Por todos estos motivos, no puede esperarse que la conservación de las especies y los hábitats constituya una prioridad nacional. Debo reconocer que cuando visité Irían Jaya por primera vez, sentí un fuerte escepticismo con respecto a la efectividad de cualquier programa conservacionista, pero, afortunadamente, mi cinismo al estilo Wichmann demostró no estar fundado. Gracias al liderazgo de un núcleo de indonesios convencidos de la importancia del conservacionismo, Irían Jaya posee hoy día un incipiente sistema de reservas naturales que abarca el 20 por ciento de los territorios de la provincia. Y esas reservas no existen únicamente sobre el papel. A medida que mi trabajo avanzaba, tuve la grata sorpresa de comprobar que se habían abandonado algunas serrerías porque entraban en conflicto con las reservas naturales; que los guardas de los parques eran eficaces, y que algunos proyectos de desarrollo empresarial habían sido prohibidos. Todas estas medidas no fueron adoptadas por puro idealismo, sino como resultado de una percepción analítica y correcta de los intereses del país. Si Indonesia puede hacerlo, también está al alcance de otros países con obstáculos semejantes para el conservacionismo, y con mayor razón de los países más ricos con movimientos ecologistas de bases más amplias.

No es necesario inventar nuevas tecnologías para resolver nuestros problemas; basta con que más gobiernos adopten las medidas, pertinentes que otros países ya están llevando a la práctica. Tampoco es cierto que el ciudadano medio se vea impotente ante esta problemática.
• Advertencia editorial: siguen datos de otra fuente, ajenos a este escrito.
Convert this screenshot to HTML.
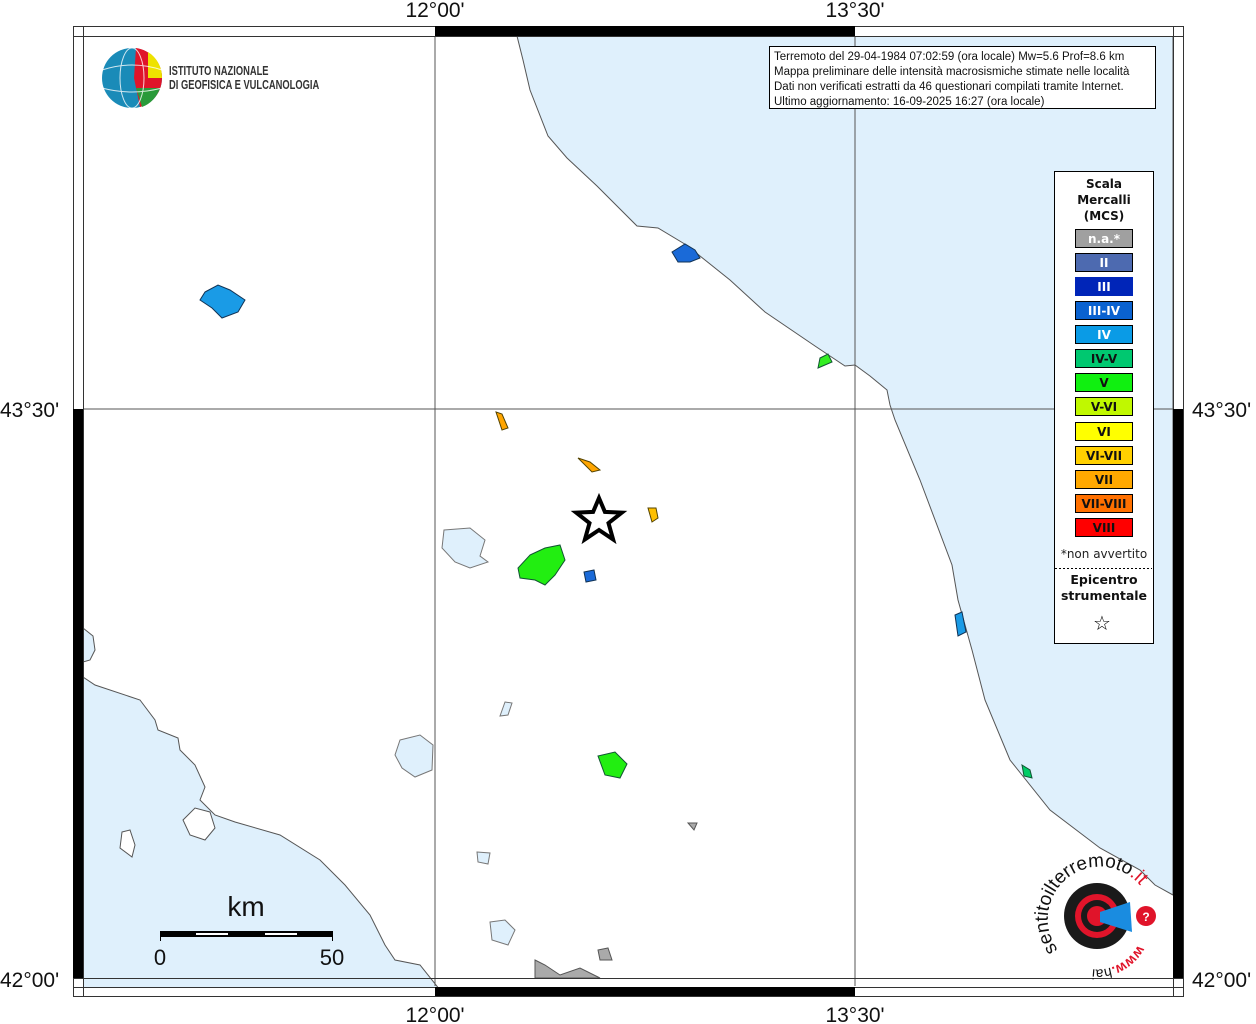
<!DOCTYPE html>
<html><head><meta charset="utf-8"><style>
body{margin:0;background:#fff;width:1256px;height:1024px;overflow:hidden;font-family:"Liberation Sans",sans-serif}
svg{position:absolute;left:0;top:0}
</style></head><body>
<svg width="1256" height="1024" viewBox="0 0 1256 1024" xmlns="http://www.w3.org/2000/svg">
<defs><clipPath id="m"><rect x="83" y="36" width="1090" height="951"/></clipPath></defs>
<g clip-path="url(#m)">
<rect x="83" y="36" width="1090" height="951" fill="#fff"/>
<path d="M517,36 L523,60 L530,90 L548,136 L567,158 L597,186 L637,226 L658,228 L688,246 L700,256 L730,280 L765,312 L815,346 L845,366 L855,365 L870,376 L887,390 L890,405 L895,420 L920,480 L952,565 L958,600 L972,650 L985,700 L1010,760 L1050,810 L1100,848 L1140,870 L1155,885 L1173,895 L1173,36 Z" fill="#dff0fc" stroke="#555" stroke-width="1"/>
<path d="M83,677 L95,685 L140,700 L155,720 L158,730 L178,738 L180,750 L195,765 L205,787 L200,800 L215,815 L235,822 L280,835 L320,860 L345,885 L370,915 L385,945 L395,960 L420,965 L440,990 L83,990 Z" fill="#dff0fc" stroke="#555" stroke-width="1"/>
<path d="M83,628 L93,636 L95,650 L90,660 L83,662 Z" fill="#dff0fc" stroke="#555"/>
<path d="M210,812 L195,808 L183,820 L190,835 L205,840 L215,828 Z" fill="#fff" stroke="#555"/>
<path d="M122,832 L130,830 L135,845 L132,857 L120,848 Z" fill="#fff" stroke="#555"/>
<path d="M444,530 L470,528 L485,540 L480,556 L488,562 L470,568 L455,562 L442,548 Z" fill="#dff0fc" stroke="#777"/>
<path d="M400,740 L420,735 L433,745 L432,770 L415,777 L402,768 L395,755 Z" fill="#dff0fc" stroke="#777"/>
<path d="M490,922 L505,920 L515,930 L508,945 L492,940 Z" fill="#dff0fc" stroke="#777"/>
<path d="M477,852 L490,853 L488,864 L478,862 Z" fill="#dff0fc" stroke="#777"/>
<path d="M505,702 L512,703 L508,715 L500,716 Z" fill="#dff0fc" stroke="#777"/>
<path d="M205,292 L218,285 L230,290 L245,300 L238,312 L222,318 L212,308 L200,300 Z" fill="#1a9be6" stroke="#135"/>
<path d="M672,252 L685,244 L695,250 L700,258 L690,262 L678,262 Z" fill="#1a6ad8" stroke="#135"/>
<path d="M820,358 L828,354 L832,362 L818,368 Z" fill="#33ee22" stroke="#153"/>
<path d="M496,412 L502,414 L508,428 L502,430 Z" fill="#ffa500" stroke="#540"/>
<path d="M578,458 L590,462 L600,470 L592,472 Z" fill="#ffa500" stroke="#540"/>
<path d="M648,508 L656,508 L658,518 L652,522 Z" fill="#ffc000" stroke="#540"/>
<path d="M530,555 L545,548 L560,545 L565,560 L555,575 L545,585 L535,580 L520,578 L518,568 Z" fill="#22ee11" stroke="#153"/>
<path d="M584,572 L594,570 L596,580 L586,582 Z" fill="#1a6ad8" stroke="#135"/>
<path d="M598,756 L615,752 L627,764 L620,778 L605,775 Z" fill="#22ee11" stroke="#153"/>
<path d="M955,615 L962,612 L966,632 L958,636 Z" fill="#1a9be6" stroke="#135"/>
<path d="M1022,765 L1030,770 L1032,778 L1024,776 Z" fill="#00cc66" stroke="#153"/>
<path d="M535,960 L545,965 L560,975 L580,968 L600,978 L535,978 Z" fill="#aaa" stroke="#555"/>
<path d="M598,950 L608,948 L612,960 L600,960 Z" fill="#aaa" stroke="#555"/>
<path d="M688,823 L697,823 L694,830 Z" fill="#aaa" stroke="#555"/>
<line x1="435" y1="36" x2="435" y2="986" stroke="#555"/>
<line x1="855" y1="36" x2="855" y2="986" stroke="#555"/>
<line x1="83" y1="409" x2="1173" y2="409" stroke="#555"/>
</g>
<rect x="73.5" y="26.5" width="1110" height="970" fill="none" stroke="#333"/>
<line x1="83.5" y1="26" x2="83.5" y2="996" stroke="#333"/>
<line x1="1173.5" y1="26" x2="1173.5" y2="996" stroke="#333"/>
<line x1="73" y1="36.5" x2="1183" y2="36.5" stroke="#333"/>
<line x1="73" y1="978.5" x2="1183" y2="978.5" stroke="#333"/>
<line x1="73" y1="987.5" x2="1183" y2="987.5" stroke="#333"/>
<rect x="435" y="26" width="420" height="10" fill="#000"/>
<rect x="435" y="987" width="420" height="9" fill="#000"/>
<rect x="73" y="409" width="10" height="569" fill="#000"/>
<rect x="1173" y="409" width="10" height="569" fill="#000"/>
<g font-size="21" fill="#111" font-family="Liberation Sans">
<text x="435" y="17" text-anchor="middle">12°00'</text>
<text x="855" y="17" text-anchor="middle">13°30'</text>
<text x="435" y="1022" text-anchor="middle">12°00'</text>
<text x="855" y="1022" text-anchor="middle">13°30'</text>
<text x="0" y="417">43°30'</text>
<text x="1192" y="417">43°30'</text>
<text x="0" y="987">42°00'</text>
<text x="1192" y="987">42°00'</text>
</g>
<polygon points="599,498 604.9,511.9 621.8,512.6 608.5,523.1 613.1,539.4 599,530 584.9,539.4 589.5,523.1 576.2,512.6 593.1,511.9" fill="#fff" stroke="#000" stroke-width="4"/>
<rect x="769.5" y="46.5" width="386" height="62" fill="#fff" stroke="#000"/>
<g font-size="11.5" fill="#111">
<text x="774" y="60">Terremoto del 29-04-1984 07:02:59 (ora locale) Mw=5.6 Prof=8.6 km</text>
<text x="774" y="75">Mappa preliminare delle intensità macrosismiche stimate nelle località</text>
<text x="774" y="90">Dati non verificati estratti da 46 questionari compilati tramite Internet.</text>
<text x="774" y="105">Ultimo aggiornamento: 16-09-2025 16:27 (ora locale)</text>
</g>
<rect x="1054.5" y="171.5" width="99" height="472" fill="#fff" stroke="#000"/>
<g font-family="DejaVu Sans" font-weight="bold" font-size="12" text-anchor="middle" fill="#111">
<text x="1104" y="188">Scala</text><text x="1104" y="204">Mercalli</text><text x="1104" y="220">(MCS)</text>
</g>
<g stroke="#000">
<rect x="1075.5" y="229.5" width="57" height="18" fill="#a0a0a0"/>
<rect x="1075.5" y="253.5" width="57" height="18" fill="#4d6ab0"/>
<rect x="1075.5" y="277.5" width="57" height="18" fill="#0025b8" stroke="#0025b8"/>
<rect x="1075.5" y="301.5" width="57" height="18" fill="#0a62d0"/>
<rect x="1075.5" y="325.5" width="57" height="18" fill="#0a9be6"/>
<rect x="1075.5" y="349.5" width="57" height="18" fill="#00c870"/>
<rect x="1075.5" y="373.5" width="57" height="18" fill="#10f010"/>
<rect x="1075.5" y="397.5" width="57" height="18" fill="#c0f800"/>
<rect x="1075.5" y="422.5" width="57" height="18" fill="#ffff00"/>
<rect x="1075.5" y="446.5" width="57" height="18" fill="#ffd000"/>
<rect x="1075.5" y="470.5" width="57" height="18" fill="#ffa800"/>
<rect x="1075.5" y="494.5" width="57" height="18" fill="#ff7000"/>
<rect x="1075.5" y="518.5" width="57" height="18" fill="#ff0000"/>
</g>
<g font-family="DejaVu Sans" font-weight="bold" font-size="12" text-anchor="middle">
<text x="1104" y="243" fill="#fff">n.a.*</text>
<text x="1104" y="267" fill="#fff">II</text>
<text x="1104" y="291" fill="#fff">III</text>
<text x="1104" y="315" fill="#fff">III-IV</text>
<text x="1104" y="339" fill="#fff">IV</text>
<text x="1104" y="363" fill="#111">IV-V</text>
<text x="1104" y="387" fill="#111">V</text>
<text x="1104" y="411" fill="#111">V-VI</text>
<text x="1104" y="436" fill="#111">VI</text>
<text x="1104" y="460" fill="#111">VI-VII</text>
<text x="1104" y="484" fill="#111">VII</text>
<text x="1104" y="508" fill="#111">VII-VIII</text>
<text x="1104" y="532" fill="#111">VIII</text>
</g>
<text x="1104" y="558" font-family="DejaVu Sans" font-size="12" text-anchor="middle" fill="#222">*non avvertito</text>
<line x1="1055" y1="568.5" x2="1152" y2="568.5" stroke="#000" stroke-dasharray="2,2"/>
<g font-family="DejaVu Sans" font-weight="bold" font-size="12.5" text-anchor="middle" fill="#111">
<text x="1104" y="584">Epicentro</text><text x="1104" y="600">strumentale</text>
</g>
<text x="1102" y="630" font-size="20" text-anchor="middle" font-family="DejaVu Sans">☆</text>
<text x="246" y="916" font-size="28" text-anchor="middle" fill="#111">km</text>
<rect x="160" y="931" width="173" height="6" fill="#000"/>
<rect x="196" y="933" width="32" height="2" fill="#fff"/>
<rect x="265" y="933" width="32" height="2" fill="#fff"/>
<line x1="160.5" y1="931" x2="160.5" y2="941" stroke="#000"/>
<line x1="332.5" y1="931" x2="332.5" y2="941" stroke="#000"/>
<text x="160" y="965" font-size="22" text-anchor="middle" fill="#111">0</text>
<text x="332" y="965" font-size="22" text-anchor="middle" fill="#111">50</text>
<circle cx="132" cy="78" r="30" fill="#1a8bb8"/>
<path d="M136,48 A30,30 0 0 1 162,78 A30,30 0 0 1 140,107 L134,78 Z" fill="#e0142a"/>
<path d="M148,52 A30,30 0 0 1 162,78 L148,78 Z" fill="#eee200"/>
<path d="M136,88 L160,88 A30,30 0 0 1 142,107 Z" fill="#2a9a3a"/>
<g stroke="#fff" stroke-width="1" fill="none" opacity=".8"><ellipse cx="132" cy="78" rx="12" ry="30"/><path d="M102,70 Q132,60 162,70 M102,88 Q132,96 162,88"/></g>
<text x="169" y="75" font-size="13" font-weight="bold" fill="#333" transform="translate(169,0) scale(0.72,1) translate(-169,0)">ISTITUTO NAZIONALE</text>
<text x="169" y="89" font-size="13" font-weight="bold" fill="#333" transform="translate(169,0) scale(0.72,1) translate(-169,0)">DI GEOFISICA E VULCANOLOGIA</text>
<circle cx="1097" cy="916" r="33" fill="#1a1a1a"/>
<circle cx="1097" cy="916" r="22" fill="#e0142a"/>
<circle cx="1097" cy="916" r="16" fill="#1a1a1a"/>
<circle cx="1097" cy="916" r="10" fill="#e0142a"/>
<path d="M1100,912 L1130,902 L1132,932 L1100,922 Z" fill="#1a8ce0"/>
<circle cx="1146" cy="916" r="10" fill="#e0142a"/>
<text x="1146" y="921" font-size="12" fill="#fff" text-anchor="middle" font-weight="bold">?</text>
<path id="arc" d="M1058,950 A48,48 0 1 1 1142,888" fill="none"/>
<text font-size="19" fill="#111"><textPath href="#arc">sentitoilterremoto<tspan fill="#e0142a">.it</tspan></textPath></text>
<path id="arc2" d="M1138,945 A46,46 0 0 1 1080,966" fill="none"/>
<text font-size="14" fill="#e0142a" font-weight="bold"><textPath href="#arc2">www.<tspan fill="#111" font-weight="normal">hai</tspan></textPath></text>
</svg>
</body></html>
Las organizaciones ciudadanas han contribuido a mejorar la situación de muchas especies en peligro de extinción; es el caso, entre otros muchos ejemplos, de la caza comercial de ballenas, de la importación de chimpancés que vivían en libertad y de la caza de grandes felinos con objeto de confeccionar abrigos de pieles. De hecho, en este campo las donaciones más modestas realizadas por el ciudadano medio pueden tener un gran impacto dada la exigüidad de los presupuestos de las organizaciones conservacionistas. Por ejemplo, el presupuesto conjunto de todos los proyectos de conservación de los primates financiados por el Fondo Mundial para la Naturaleza solo asciende a unos cuantos cientos de miles de dólares. Mil dólares más abren la posibilidad de poner en marcha otro proyecto para proteger a algún mono, simio o lémur en peligro, que, de otro modo, sería ignorado.

Aun sabiendo que nos enfrentamos a graves problemas dé pronóstico incierto, albergo un cauteloso optimismo. Incluso la frase cínica con la que Wichmann concluía su obra demostró estar equivocada: desde los tiempos de Wichmann, los exploradores de Nueva Guinea han aprendido del pasado y han evitado cometer los desastrosos errores de sus predecesores. Las memorias del estadista Otto von Bismarck nos proporcionan un lema más adecuado para el futuro. Al reflexionar sobre el mundo que le rodeaba cuando su larga vida tocaba a su fin, Bismarck también encontraba motivos para el cinismo. Con un intelecto despierto y después de haber trabajado en el centro de la política europea durante decenios, Bismarck había presenciado una larga historia de errores repetidos e innecesarios tan deplorables como los que salpicaron la historia de las primeras exploraciones de Nueva Guinea. Sin embargo, Bismarck aún pensaba que merecía la pena escribir sus memorias, extraer lecciones de la historia y dedicar su obra «a [mis] hijos y nietos por la comprensión del pasado y como guía para el futuro».

Animado por el mismo espíritu, quiero dedicar este libro a mis dos hijos pequeños y a su generación. Si aprendemos de la historia pasada que aquí se ha analizado, nuestro futuro aún podrá ser mejor que el de los otros dos chimpancés.